Thursday 15th July 2020 Day 113
6.30 My alarm rings, I need to be up early today. Any other day I would be awake by now but of course when I actually need to get up, I go straight off to sleep again and wake at seven. I am meeting my friend at Selsey at half past eleven and I need to walk Audrey before I go.
8.35 We are out and walking, the field is full of the largest healthiest looking wild rabbits I’ve ever seen, Audrey has long stopped bothering to chase them and frankly they don’t seem to be fazed by her at all and carry on with their breakfasts.
In the wood I just catch sight of someone up ahead and I think they have one or two dogs possibly on leads so I call Audrey to me, it is a woman with two quite large dogs crossing ahead of us and she calls thank you when she hears me call Audrey, at which point the dogs
start barking and snarling and sounding quite scary, we walk quickly off the other way, I’m glad those dogs are on leads but maybe they would have been less aggressive if they weren’t.
9.45 I set off for the coast, the coast road west is always nose to tail so I am setting off a bit early and sure enough I soon come to stop start traffic. The volume of traffic is just as it used to be pre Covid which I do find a bit surprising. Where are all these people going?
12.00 It’s funny, obviously the sea at Selsey is the same English Channel that comes to shore in Pevensey and Normans Bay and yet as you go west it seems to get bluer and prettier. There is sand here and not so many people, I am quite tempted to swim but am put off by the cool breeze coming off the sea so I paddle instead and it really isn’t that cold. We sit on the beach and get up to date with each other’s lives which doesn’t take too long as there isn’t too much to say about being at home mostly but it is a very pleasant hour or two.

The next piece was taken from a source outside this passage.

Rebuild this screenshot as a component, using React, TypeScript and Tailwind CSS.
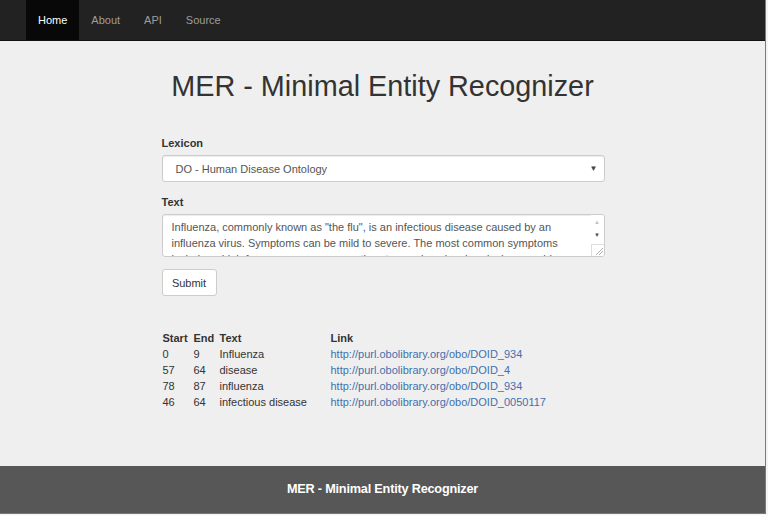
import React from "react";

const rows = [
  { start: "0", end: "9", text: "Influenza", link: "http://purl.obolibrary.org/obo/DOID_934" },
  { start: "57", end: "64", text: "disease", link: "http://purl.obolibrary.org/obo/DOID_4" },
  { start: "78", end: "87", text: "influenza", link: "http://purl.obolibrary.org/obo/DOID_934" },
  { start: "46", end: "64", text: "infectious disease", link: "http://purl.obolibrary.org/obo/DOID_0050117" },
];

const navItems = ["Home", "About", "API", "Source"];

export default function App() {
  return (
    <div className="w-[768px] h-[515px] bg-[#f4f4f4] overflow-hidden font-['Liberation_Sans',Arial,sans-serif] text-[11px] leading-[16px] text-[#333]">
      <div className="w-[766px] h-[514px] border-r border-b border-[#7a7a7a] flex flex-col bg-[#efefef]">
        {/* Navbar */}
        <nav className="h-[41px] bg-[#222] border-b border-[#101010] flex pl-[26px] shrink-0">
          {navItems.map((item, i) => (
            <a
              key={item}
              className={
                i === 0
                  ? "px-3 flex items-center bg-[#080808] text-white"
                  : "px-3 flex items-center text-[#9d9d9d]"
              }
            >
              {item}
            </a>
          ))}
        </nav>

        {/* Main */}
        <main className="flex-1 flex flex-col items-center">
          <h1 className="mt-[29px] text-[28.8px] leading-[32px] text-[#333]">
            MER - Minimal Entity Recognizer
          </h1>

          <div className="w-[443px] mt-[33px] ml-[1px]">
            <label className="block font-bold">Lexicon</label>
            <div className="mt-1 h-[27px] bg-white border border-[#ccc] rounded-[3px] flex items-center justify-between pl-[13px] pr-[6px] shadow-[inset_0_1px_1px_rgba(0,0,0,0.075)]">
              <span className="text-[#555]">DO - Human Disease Ontology</span>
              <span className="text-[8px] text-[#444]">▼</span>
            </div>

            <label className="block font-bold mt-3">Text</label>
            <div className="mt-1 h-[43px] bg-white border border-[#ccc] rounded-[3px] flex overflow-hidden shadow-[inset_0_1px_1px_rgba(0,0,0,0.075)]">
              <div className="flex-1 pl-[9px] pr-2 pt-[4px] text-[#555] overflow-hidden">
                Influenza, commonly known as "the flu", is an infectious disease caused by an
                influenza virus. Symptoms can be mild to severe. The most common symptoms
                include: a high fever, runny nose, sore throat, muscle pains, headache, coughing
              </div>
              <div className="w-[13px] flex flex-col items-center bg-white">
                <span className="text-[6px] leading-[8px] text-[#c4c4c4] mt-[3px]">▲</span>
                <span className="text-[6px] leading-[8px] text-[#505050] mt-[5px]">▼</span>
                <div className="mt-auto w-[13px] h-[12px] border-t border-l border-[#ddd] relative overflow-hidden">
                  <svg width="12" height="11" viewBox="0 0 12 11" className="absolute right-0 bottom-0">
                    <line x1="11" y1="3" x2="4" y2="10" stroke="#999" strokeWidth="0.8" />
                    <line x1="11" y1="6" x2="7" y2="10" stroke="#999" strokeWidth="0.8" />
                  </svg>
                </div>
              </div>
            </div>

            <button className="mt-3 h-[27px] w-[55px] bg-white border border-[#ccc] rounded-[3px] text-[#333]">
              Submit
            </button>

            <table className="mt-[34px] ml-[1px] border-collapse">
              <thead>
                <tr className="font-bold">
                  <td className="w-[31px] p-0">Start</td>
                  <td className="w-[26px] p-0">End</td>
                  <td className="w-[111px] p-0">Text</td>
                  <td className="p-0">Link</td>
                </tr>
              </thead>
              <tbody>
                {rows.map((r) => (
                  <tr key={r.link + r.start}>
                    <td className="p-0">{r.start}</td>
                    <td className="p-0">{r.end}</td>
                    <td className="p-0">{r.text}</td>
                    <td className="p-0">
                      <a className="text-[#3f70ae]">{r.link}</a>
                    </td>
                  </tr>
                ))}
              </tbody>
            </table>
          </div>
        </main>

        {/* Footer */}
        <footer className="h-[47px] bg-[#575757] flex items-center justify-center shrink-0">
          <span className="text-white font-bold text-[12.7px] tracking-[-0.2px] mt-[-2px]">MER - Minimal Entity Recognizer</span>
        </footer>
      </div>
    </div>
  );
}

On the way home I remember I have a form to fill in and get posted off. It’s just general personal details and includes ‘occupation’. I am reminded of when I was at work and new patients to the surgery would fill forms in with their details. The majority of over 65’s would just write ‘Retired’ in the occupation box. I always thought that was quite sad, for one thing there must have been a reason for the question, maybe a robber or a body snatcher wasn’t quite the sort of person we needed as a patient and for another thing, to cast away whatever you had been doing to earn a living over the past thirty or forty years with such a banal word as Retired, seems a shame. Retired what? I think I might write ‘Living’ in that box.